The government will make an official announcement on the budget on Friday. Investors say yields could rise further due to worries that the Democratic Party-led government will be unable to rein in spending and will overwhelm markets with new debt. Finance Minister Hirohisa Fujii has said he wants to limit bond issuance in 2010/11 below the 44 trillion yen earmarked for the current fiscal year.
This goal looks increasingly in doubt unless the government can find a way to trim requests after the deadline for their submission expires on Thursday. Prime Minister Yukio Hatoyama, who is already struggling to fund his policies due to slumping tax revenues, signalled he would try not to add to already sky-high public debt. Hatoyama told reporters the government could look into securing funds from special accounts, such as foreign exchange reserves.
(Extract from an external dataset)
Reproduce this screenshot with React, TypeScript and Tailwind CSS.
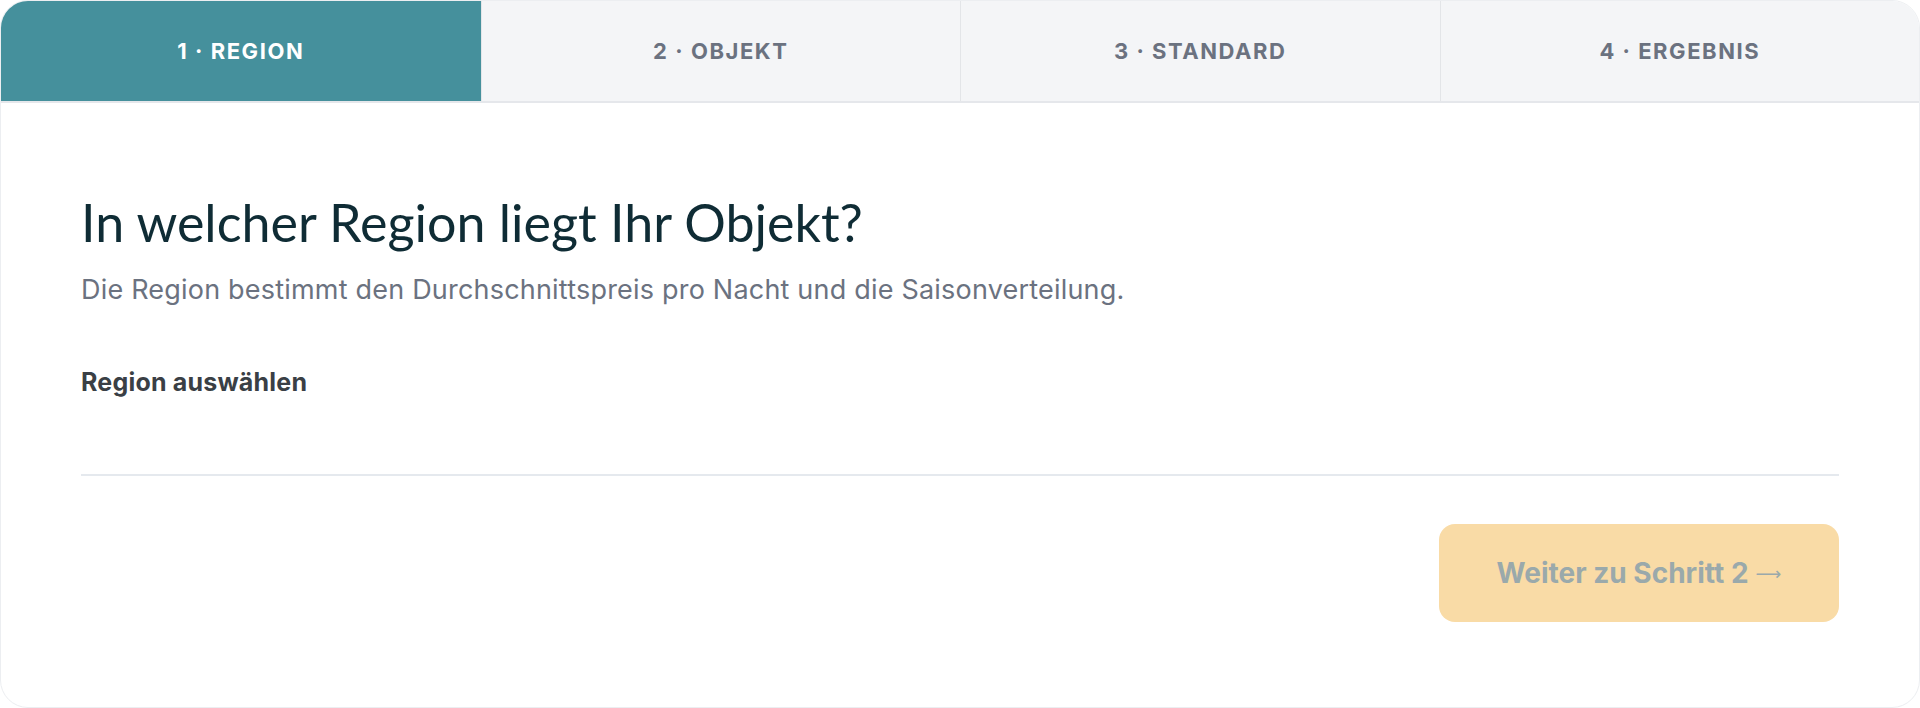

"We think there is waste in particular in special accounts, so our aim is to achieve our goal of trimming (spending) as a whole," Hatoyama told reporters. Japan's Deputy Prime Minister Naoto Kan, who is also national strategy minister, later told public broadcaster NHK that "government bond issuance to some extent may be inevitable" due to falling tax revenues.
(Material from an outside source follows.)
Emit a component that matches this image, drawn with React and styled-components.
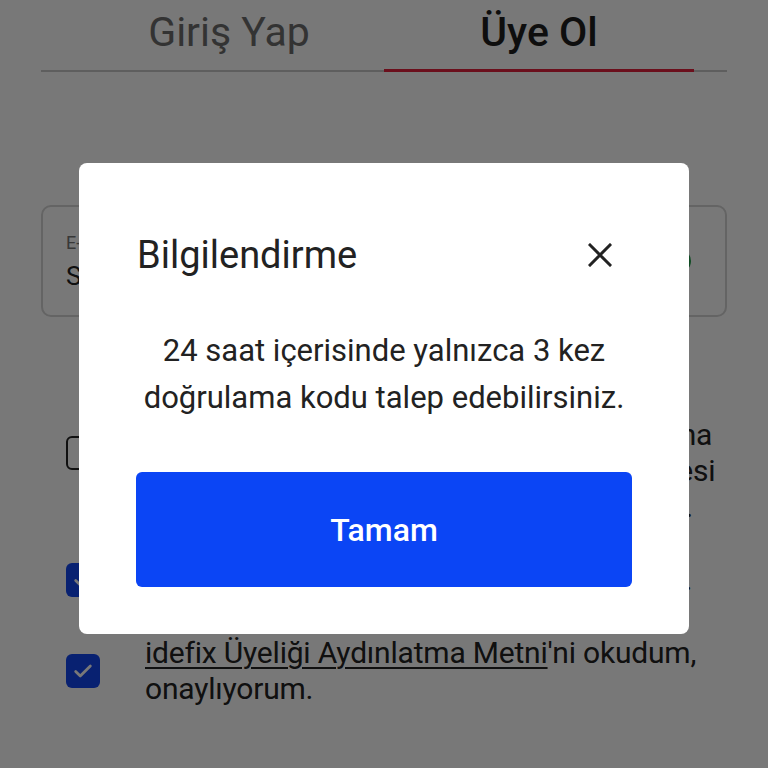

Should the Democrats fumble the budget process it could damage the credibility of the largely untested party that voters swept to power in an historic election only two months ago. "We've only just approached the start line, but I'm more worried today about bond issuance than I was yesterday," said Nobuto Yamazaki, executive fund manager at DIAM Asset Management.
"I can't rule out the chance that the Democrats can cut spending. But worries that they won't succeed are helping yields rise today and are likely to continue to do so for the time being." Of the total expenditures, tax allocations to local governments are estimated at 17 trillion yen. Debt-servicing costs are seen at about 22 trillion yen, while general expenditures are expected to sharply exceed 50 trillion yen, the Nikkei business daily said, without citing any sources.
For a graphic tracking Japanese government spending, revenues and debt, click: http://r.reuters.com/bad88d. The record sum came despite Fujii's request to cabinet members to keep their total requests below the 88.54 trillion yen in the initial 2009/10 budget, excluding funds necessary to meet election pledges by the Democratic Party.
The Democrats won a general election on August 30, ending a half century of nearly unbroken rule by the Liberal Democratic Party (LDP), with promises to boost domestic demand by handing out child allowances, making high schools free and abolishing highway tolls. However, several ministries are expected to seek outlays that the Democrats did not promise, the paper said.